After winning the first game Friday and losing the second game, Sunday’s game was the rubber game. It is a situation in which the Reds have been abject failures.

In eight previous tries to win the rubber game to win a series, the Reds lost all eight times. Working on their side, though, was that the Cubs have lost six straight series.

“After taking the opening game, then losing Saturday in a grinder (after a three-hour, 20-minute delay before the game’s start), sitting in the clubhouse all day and the short turnaround (to a day game), it felt like we never left,” said Friedl.

The teams had only 11 hours between games, which meant little sleep.

“But coming out, everybody was ready to go,” he added. “We wanted to get this series win. It was a group effort. Lodolo did amazing, Nick Martinez coming in and shutting them down. We hung on to our early lead and the bullpen was amazing.”

The Cubs, losers in nine of 11, were 1 for 11 with runners in scoring position and stranded nine.

The only current downer is the continued misery of Elly De La Cruz. Right now, Ellymania has turned into Ellydemic. He was 0 for 5 Sunday with four strikeouts. He is in a 5 for 60 (.083) slump with 26 strikeouts. And his 83 whiffs for the season is the most in MLB.

The Reds have won seven of 10 as they open a three-game series Monday night in Coors Field against the Colorado Rockies.

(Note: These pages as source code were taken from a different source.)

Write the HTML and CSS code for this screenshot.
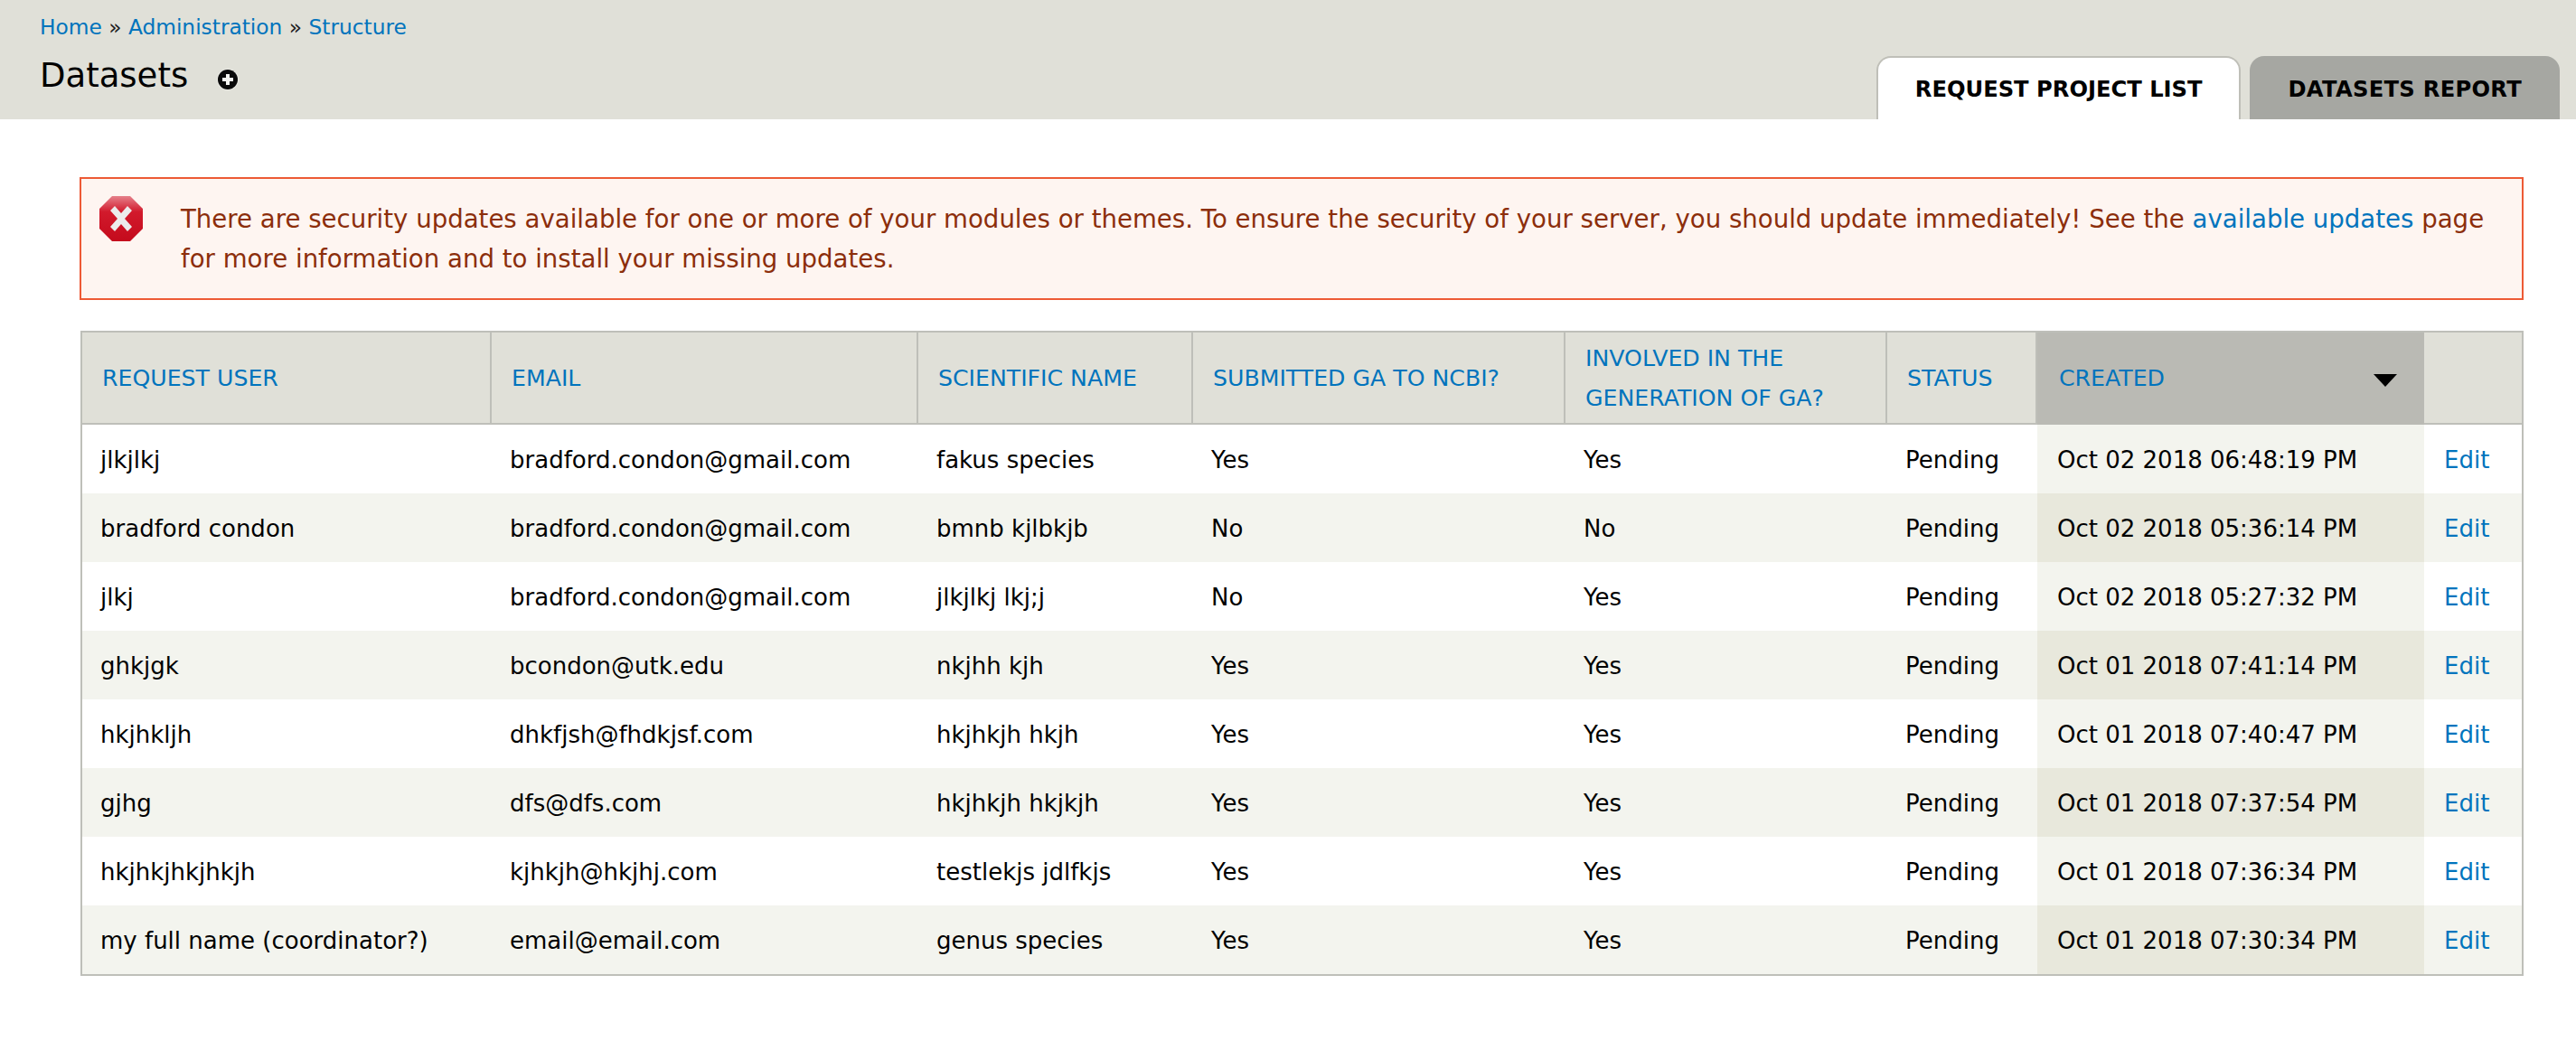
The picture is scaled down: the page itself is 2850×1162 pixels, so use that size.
FILE: index.html
```html
<!DOCTYPE html>
<html lang="en">
<head>
<meta charset="utf-8">
<title>Datasets</title>
<link rel="stylesheet" href="styles.css">
</head>
<body>
<header class="head">
  <div class="head-left">
    <nav class="crumbs"><a href="#">Home</a> » <a href="#">Administration</a> » <a href="#">Structure</a></nav>
    <h1 class="title">Datasets
      <svg class="plus" viewBox="0 0 24 24" width="24" height="24"><circle cx="12" cy="12" r="12" fill="#f4f4f0" opacity=".5"/><circle cx="12" cy="12" r="11" fill="#0a0a0a"/><path d="M10 6h4v4h4v4h-4v4h-4v-4H6v-4h4z" fill="#f4f4f0"/></svg>
    </h1>
  </div>
  <ul class="tabs">
    <li class="tab tab-active"><a href="#">REQUEST PROJECT LIST</a></li>
    <li class="tab tab-plain"><a href="#">DATASETS REPORT</a></li>
  </ul>
</header>
<main class="main">
  <div class="alert">
    <svg class="alert-icon" viewBox="0 0 48 50" width="48" height="50">
      <defs><linearGradient id="red" x1="0" y1="0" x2="0" y2="1"><stop offset="0" stop-color="#e5808a"/><stop offset=".35" stop-color="#d21a2c"/><stop offset="1" stop-color="#c40a1c"/></linearGradient></defs>
      <path d="M14 0h20l14 14v22L34 50H14L0 36V14z" fill="url(#red)"/>
      <path d="M12 16l5-5 7 8 7-8 5 5-8 9 8 9-5 5-7-8-7 8-5-5 8-9z" fill="#ececec"/>
    </svg>
    <p class="alert-text">There are security updates available for one or more of your modules or themes. To ensure the security of your server, you should update immediately! See the <a href="#">available updates</a> page for more information and to install your missing updates.</p>
  </div>
  <table class="grid">
    <colgroup>
      <col class="c1"><col class="c2"><col class="c3"><col class="c4"><col class="c5"><col class="c6"><col class="c7"><col class="c8">
    </colgroup>
    <thead>
      <tr>
        <th><a href="#">REQUEST USER</a></th>
        <th><a href="#">EMAIL</a></th>
        <th><a href="#">SCIENTIFIC NAME</a></th>
        <th><a href="#">SUBMITTED GA TO NCBI?</a></th>
        <th><a href="#">INVOLVED IN THE GENERATION OF GA?</a></th>
        <th><a href="#">STATUS</a></th>
        <th class="sorted"><div class="sort-cell"><a href="#">CREATED</a><span class="arrow"></span></div></th>
        <th class="last"></th>
      </tr>
    </thead>
    <tbody>
      <tr><td>jlkjlkj</td><td>bradford.condon@gmail.com</td><td>fakus species</td><td>Yes</td><td>Yes</td><td>Pending</td><td class="on">Oct 02 2018 06:48:19 PM</td><td class="act"><a href="#">Edit</a></td></tr>
      <tr><td>bradford condon</td><td>bradford.condon@gmail.com</td><td>bmnb kjlbkjb</td><td>No</td><td>No</td><td>Pending</td><td class="on">Oct 02 2018 05:36:14 PM</td><td class="act"><a href="#">Edit</a></td></tr>
      <tr><td>jlkj</td><td>bradford.condon@gmail.com</td><td>jlkjlkj lkj;j</td><td>No</td><td>Yes</td><td>Pending</td><td class="on">Oct 02 2018 05:27:32 PM</td><td class="act"><a href="#">Edit</a></td></tr>
      <tr><td>ghkjgk</td><td>bcondon@utk.edu</td><td>nkjhh kjh</td><td>Yes</td><td>Yes</td><td>Pending</td><td class="on">Oct 01 2018 07:41:14 PM</td><td class="act"><a href="#">Edit</a></td></tr>
      <tr><td>hkjhkljh</td><td>dhkfjsh@fhdkjsf.com</td><td>hkjhkjh hkjh</td><td>Yes</td><td>Yes</td><td>Pending</td><td class="on">Oct 01 2018 07:40:47 PM</td><td class="act"><a href="#">Edit</a></td></tr>
      <tr><td>gjhg</td><td>dfs@dfs.com</td><td>hkjhkjh hkjkjh</td><td>Yes</td><td>Yes</td><td>Pending</td><td class="on">Oct 01 2018 07:37:54 PM</td><td class="act"><a href="#">Edit</a></td></tr>
      <tr><td>hkjhkjhkjhkjh</td><td>kjhkjh@hkjhj.com</td><td>testlekjs jdlfkjs</td><td>Yes</td><td>Yes</td><td>Pending</td><td class="on">Oct 01 2018 07:36:34 PM</td><td class="act"><a href="#">Edit</a></td></tr>
      <tr><td>my full name (coordinator?)</td><td>email@email.com</td><td>genus species</td><td>Yes</td><td>Yes</td><td>Pending</td><td class="on">Oct 01 2018 07:30:34 PM</td><td class="act"><a href="#">Edit</a></td></tr>
    </tbody>
  </table>
</main>
</body>
</html>
```
FILE: styles.css
```css
* { box-sizing: border-box; }
html, body { margin: 0; background: #fff; }
body {
  font-family: "DejaVu Sans", sans-serif;
  font-size: 26px;
  color: #000;
}
a { color: #0074bd; text-decoration: none; }

.head {
  height: 132px;
  background: #e0e0d8;
  display: flex;
  justify-content: space-between;
  align-items: flex-end;
  padding: 0 18px 0 44px;
}
.head-left { align-self: flex-start; padding-top: 15px; }
.crumbs { font-size: 23.3px; line-height: 30px; color: #222; }
.title {
  margin: 14px 0 0;
  font-size: 37px;
  font-weight: 400;
  line-height: 50px;
  display: flex;
  align-items: center;
}
.plus { margin: 8px 0 0 32px; }
.tabs { list-style: none; display: flex; gap: 10px; margin: 0; padding: 0; }
.tab {
  height: 70px;
  padding: 0 41px;
  border-radius: 16px 16px 0 0;
  background: #a6a7a2;
  font-size: 24.2px;
  font-weight: 700;
  line-height: 74px;
}
.tab a { color: #000; }
.tab-active {
  background: #fff;
  border: 2px solid #bfbfb8;
  border-bottom: 0;
  line-height: 70px;
}
.tab-plain { padding: 0 42px; letter-spacing: .3px; }

.main { padding: 64px 58px 0 88px; }
.alert {
  height: 136px;
  display: flex;
  gap: 42px;
  align-items: flex-start;
  padding: 19px 20px 0;
  background: #fef5f1;
  border: 2px solid #ed5a35;
  color: #8c2e0b;
}
.alert-icon { flex: none; }
.alert-text { margin: 4px 0 0; font-size: 27.6px; line-height: 44px; }

.grid {
  margin: 34px 0 0 1px;
  width: 2703px;
  table-layout: fixed;
  border-collapse: separate;
  border-spacing: 0;
  border: 2px solid #bebfb9;
}
.c1 { width: 453px; } .c2 { width: 472px; } .c3 { width: 304px; } .c4 { width: 412px; }
.c5 { width: 356px; } .c6 { width: 166px; } .c7 { width: 428px; } .c8 { width: 108px; }
th {
  height: 102px;
  padding: 1px 22px 0;
  background: #e0e0d8;
  border-right: 2px solid #bebfb9;
  border-bottom: 2px solid #bebfb9;
  font-size: 25.2px;
  font-weight: 400;
  text-align: left;
  line-height: 44px;
  vertical-align: middle;
}
th.sorted { background: #babab4; border-right: 0; border-bottom-color: #babab4; padding: 1px 30px 0 24px; box-shadow: 2px 0 0 #babab4; }
th.last { border-right: 0; }
.sort-cell { display: flex; justify-content: space-between; align-items: center; }
.arrow { width: 0; height: 0; border-style: solid; border-width: 14px 13px 0; border-color: #000 transparent transparent; margin-top: 4px; }
td { height: 76px; padding: 2px 20px 0; white-space: nowrap; }
td.on, td.act { padding-left: 22px; }
tbody tr:nth-child(even) td { background: #f3f4ee; }
td.on { background: #f3f4ee; }
tbody tr:nth-child(even) td.on { background: #e8e8dc; }
```
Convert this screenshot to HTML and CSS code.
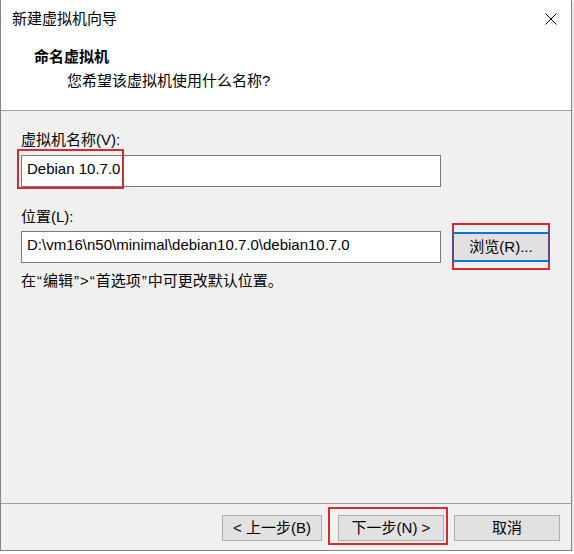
FILE: index.html
```html
<!DOCTYPE html>
<html lang="zh-CN">
<head>
<meta charset="utf-8">
<title>新建虚拟机向导</title>
<link rel="stylesheet" href="styles.css">
</head>
<body>
<div class="window">
  <div class="titlebar">
    <span class="title">新建虚拟机向导</span>
    <svg class="close" width="12" height="12" viewBox="0 0 12 12"><path d="M0.5 0.5 L11.5 11.5 M11.5 0.5 L0.5 11.5" stroke="#000" stroke-width="1" fill="none"/></svg>
  </div>
  <div class="header">
    <div class="h-title">命名虚拟机</div>
    <div class="h-sub">您希望该虚拟机使用什么名称?</div>
  </div>
  <div class="content">
    <div class="label">虚拟机名称(V):</div>
    <div class="field name-field">Debian 10.7.0</div>
    <div class="label label-loc">位置(L):</div>
    <div class="row">
      <div class="field">D:\vm16\n50\minimal\debian10.7.0\debian10.7.0</div>
      <div class="browse">浏览(R)...</div>
    </div>
    <div class="hint">在<span class="q">“</span>编辑<span class="q">”</span>&gt;<span class="q">“</span>首选项<span class="q">”</span>中可更改默认位置。</div>
  </div>
  <div class="footer">
    <div class="btn btn-back">&lt; 上一步(B)</div>
    <div class="btn btn-next">下一步(N) &gt;</div>
    <div class="btn btn-cancel">取消</div>
  </div>
  <div class="mark mark-name"></div>
  <div class="mark mark-browse"></div>
  <div class="mark mark-next"></div>
</div>
</body>
</html>
```

FILE: styles.css
```css
html, body {
  margin: 0;
  padding: 0;
  background: #ffffff;
}
body {
  font-family: "Liberation Sans", "Noto Sans CJK SC", sans-serif;
  font-size: 15px;
  color: #000;
}
.window {
  position: relative;
  width: 572px;
  height: 551px;
  box-sizing: border-box;
  border: 1px solid #858585;
  border-top: none;
  background: #f0f0f0;
  display: flex;
  flex-direction: column;
  box-shadow: 1px 1px 3px rgba(0,0,0,0.18);
}
.titlebar {
  height: 40px;
  background: #fff;
  display: flex;
  align-items: center;
  justify-content: space-between;
  padding: 0 14px 2px 11px;
  box-sizing: border-box;
  line-height: 20px;
}
.close {
  display: block;
}
.header {
  height: 71px;
  box-sizing: border-box;
  background: #fff;
  border-bottom: 1px solid #a0a0a0;
  padding: 7px 0 0 33px;
  line-height: 20px;
}
.h-title {
  font-weight: bold;
}
.h-sub {
  margin-top: 4px;
  padding-left: 33px;
}
.content {
  flex: 1;
  padding: 19px 0 0 20px;
  line-height: 20px;
}
.label-loc {
  margin-top: 20px;
}
.field {
  width: 420px;
  height: 32px;
  box-sizing: border-box;
  border: 1px solid #7a7a7a;
  background: #fff;
  padding-left: 5px;
  line-height: 26px;
  white-space: nowrap;
  overflow: hidden;
}
.name-field {
  margin-top: 5px;
}
.row {
  margin-top: 4px;
  display: flex;
  align-items: center;
  gap: 11px;
}
.browse {
  position: relative;
  z-index: 2;
  width: 98px;
  height: 30px;
  box-sizing: border-box;
  background: #e1e1e1;
  border: 2px solid #0078d7;
  border-left-color: #6b4384;
  border-right-color: #6b4384;
  display: flex;
  align-items: center;
  justify-content: center;
  line-height: 20px;
}
.hint {
  margin-top: 8px;
}
.q {
  padding: 0 1px;
}
.footer {
  height: 47px;
  box-sizing: border-box;
  border-top: 1px solid #a0a0a0;
  padding: 11px 11px 0 0;
  display: flex;
  justify-content: flex-end;
  align-items: flex-start;
}
.btn {
  height: 26px;
  box-sizing: border-box;
  background: #e1e1e1;
  border: 1px solid #adadad;
  display: flex;
  align-items: center;
  justify-content: center;
  line-height: 20px;
}
.btn-back {
  width: 100px;
  margin-right: 16px;
}
.btn-next {
  width: 106px;
  margin-right: 10px;
}
.btn-cancel {
  width: 106px;
}
.mark {
  position: absolute;
  border: 2px solid #d42a33;
  box-sizing: border-box;
  z-index: 1;
}
.mark-name {
  left: 16px;
  top: 149px;
  width: 107px;
  height: 40px;
}
.mark-browse {
  left: 451px;
  top: 223px;
  width: 98px;
  height: 47px;
}
.mark-next {
  left: 327px;
  top: 507px;
  width: 120px;
  height: 38px;
}
```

Although the Rockies are last in the National League West, 14 1/2 games out of first place and five games behind the fourth-place Arizona Diamondbacks, they are currently playing passable baseball.

The Rockies recently took two of three from Cleveland, leaders of the American League Central, two of three from Philadelphia, leaders of the National League East and split the first two games with the Los Angeles Dodgers, leaders of the National League West.